AI tries to mimic the way humans think. If we want this AI, also called neural network, to learn how to detect our target classes – vehicles and people – we need to first teach it with examples.


To do this we give it thousands of images similar to the ones we’ll be acquiring with the drone (of roads from a top-down perspective, with and without vehicles and people) where every single vehicle and pedestrian is already labeled.


After this training, when we give it a new image which the AI has never seen before, it will apply those previously learned rules and successfully identify and localize our target classes in the image.


This way, it will learn a set of rules based on the features of the images, that help it identify our target classes.


In this project we are using YOLOv4, a state-of-the-art convolutional neural network designed for object detection to solve this challenge.

Piecing the information together

After detecting the vehicles and pedestrians, we need to know the trajectory of these road users in the video (to know, for example, if they are at risk of collision).


To do this, we track them throughout the consecutive frames of the video, giving each road user a unique ID, so that we can get the direction of their movement.


We also need to know the distance between them. However, we are dealing with a digital video, which is made of pixels.


To obtain a real-life distance in meters from pixels in a digital video, we need a conversion factor, calculated based on details from the camera and video, as well as the altitude of the drone.
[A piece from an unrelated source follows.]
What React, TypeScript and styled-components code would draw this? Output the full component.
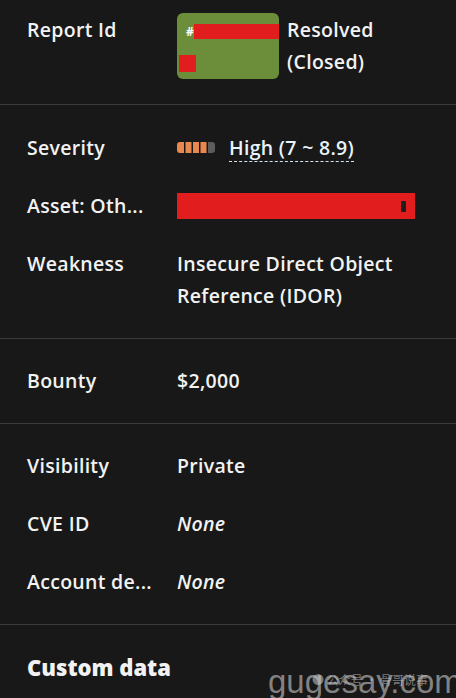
import React from "react";
import styled, { createGlobalStyle } from "styled-components";

const Global = createGlobalStyle`
  html, body { margin: 0; padding: 0; background: #181818; }
  body { font-family: "Open Sans", Lato, sans-serif; color: #f2f2f2; }
  * { box-sizing: border-box; }
`;

const Page = styled.div`
  position: relative;
  width: 456px;
  height: 698px;
  overflow: hidden;
  background: #181818;
`;

const Section = styled.div<{ $top?: number; $bottom?: number }>`
  display: flex;
  flex-direction: column;
  gap: 26px;
  padding: ${(p) => p.$top ?? 27}px 27px ${(p) => p.$bottom ?? 26}px 27px;
  border-bottom: 1px solid #3b3b3b;
  &:last-child { border-bottom: none; }
`;

const Row = styled.div`
  display: flex;
  align-items: flex-start;
  font-size: 19.5px;
  line-height: 32px;
  font-weight: 600;
  letter-spacing: 0.3px;
`;

const Label = styled.div<{ $pt?: number }>`
  width: 150px;
  flex: none;
  padding-top: ${(p) => p.$pt ?? 0}px;
  white-space: nowrap;
`;

const Value = styled.div<{ $italic?: boolean }>`
  flex: 1;
  font-style: ${(p) => (p.$italic ? "italic" : "normal")};
  display: flex;
  align-items: center;
  gap: 14px;
`;

const Badge = styled.div`
  width: 102px;
  height: 66px;
  background: #6c8e3a;
  border-radius: 6px;
  display: flex;
  flex-direction: column;
  padding: 11px 3px 7px 2px;
  gap: 16px;
`;

const IdLine = styled.div`
  display: flex;
  align-items: center;
  height: 15px;
  padding-left: 7px;
  font-size: 12px;
  font-weight: 700;
  color: #fff;
`;

const Redact = styled.div<{ $w: number; $h: number }>`
  width: ${(p) => p.$w}px;
  height: ${(p) => p.$h}px;
  background: #e21d1d;
  flex: none;
`;

const StatusText = styled.div`
  margin-left: 8px;
  padding-top: 1px;
  line-height: 32px;
`;

const Dashed = styled.span`
  color: #e8f3fb;
  line-height: 24px;
  padding-top: 4px;
  padding-bottom: 1px;
  border-bottom: 1px dashed #d8e4ee;
`;

const AssetBar = styled.div`
  width: 238px;
  height: 26px;
  margin-top: 3px;
  background: #e21d1d;
  display: flex;
  align-items: center;
  justify-content: flex-end;
  padding-right: 9px;
`;

const Notch = styled.div`
  width: 5px;
  height: 11px;
  border-radius: 1px;
  background: #1e1e1e;
`;

const Heading = styled.div`
  font-size: 22px;
  font-weight: 800;
  line-height: 32px;
`;

const Watermark = styled.div`
  position: absolute;
  left: 268px;
  bottom: -3px;
  font-family: "Liberation Sans", Arial, sans-serif;
  font-size: 33px;
  color: rgba(150, 150, 150, 0.85);
  white-space: nowrap;
`;

const WeChat = styled.div`
  position: absolute;
  left: 312px;
  top: 671px;
  display: flex;
  align-items: center;
  gap: 4px;
  font-family: "Noto Sans CJK SC", sans-serif;
  font-size: 12px;
  color: rgba(210, 210, 210, 0.55);
  white-space: nowrap;
`;

const SeverityIcon = () => (
  <svg width="38" height="11" viewBox="0 0 38 11">
    <rect x="0" y="0" width="7" height="11" rx="3" fill="#e8884e" />
    <rect x="3" y="0" width="4" height="11" fill="#e8884e" />
    <rect x="8.5" y="0" width="6" height="11" fill="#e8884e" />
    <rect x="16" y="0" width="6" height="11" fill="#e8884e" />
    <rect x="23.5" y="0" width="6" height="11" fill="#e8884e" />
    <rect x="31" y="0" width="7" height="11" rx="3" fill="#5c5c5c" />
    <rect x="31" y="0" width="4" height="11" fill="#5c5c5c" />
  </svg>
);

export default function App() {
  return (
    <Page>
      <Global />
      <Section $top={13} $bottom={25}>
        <Row>
          <Label $pt={1}>Report Id</Label>
          <Badge>
            <IdLine>
              #<Redact $w={85} $h={15} />
            </IdLine>
            <Redact $w={17} $h={17} />
          </Badge>
          <StatusText>
            Resolved
            <br />
            (Closed)
          </StatusText>
        </Row>
      </Section>
      <Section>
        <Row>
          <Label>Severity</Label>
          <Value>
            <SeverityIcon />
            <Dashed>High (7 ~ 8.9)</Dashed>
          </Value>
        </Row>
        <Row>
          <Label>Asset: Oth...</Label>
          <Value>
            <AssetBar>
              <Notch />
            </AssetBar>
          </Value>
        </Row>
        <Row>
          <Label>Weakness</Label>
          <Value>
            Insecure Direct Object
            <br />
            Reference (IDOR)
          </Value>
        </Row>
      </Section>
      <Section $top={26}>
        <Row>
          <Label>Bounty</Label>
          <Value>$2,000</Value>
        </Row>
      </Section>
      <Section $top={26}>
        <Row>
          <Label>Visibility</Label>
          <Value>Private</Value>
        </Row>
        <Row>
          <Label>CVE ID</Label>
          <Value $italic>None</Value>
        </Row>
        <Row>
          <Label>Account de...</Label>
          <Value $italic>None</Value>
        </Row>
      </Section>
      <Section $top={26}>
        <Heading>Custom data</Heading>
      </Section>
      <Watermark>gugesay.com</Watermark>
      <WeChat>● 公众号 · 骨哥说事</WeChat>
    </Page>
  );
}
By knowing the frame rate of the video, we can easily calculate how much time passes between two consecutive frames. And with distance over time we can determine the speed of our target road users. We now have all the necessary data to calculate the safety metrics.

Seeing the traffic safety metrics in action

Below you can see a sample of our results. Every vehicle is identified, getting a unique ID for tracking purposes and has its instant trajectory represented as a small arrow in the middle of the bounding boxes. The speed is also being estimated.

The Time-To-Collision is being calculated between car 41 and 42, since they have the same trajectory and direction, and the following car has a larger speed than the leading vehicle.

For the Time Headway calculation, we determined the region of interest on the road using a red line, and we measure the time between two vehicles crossing it. In this example we can actually see an unsafe situation between vehicles 34 and 33, since this value is below the safety threshold of 2 seconds.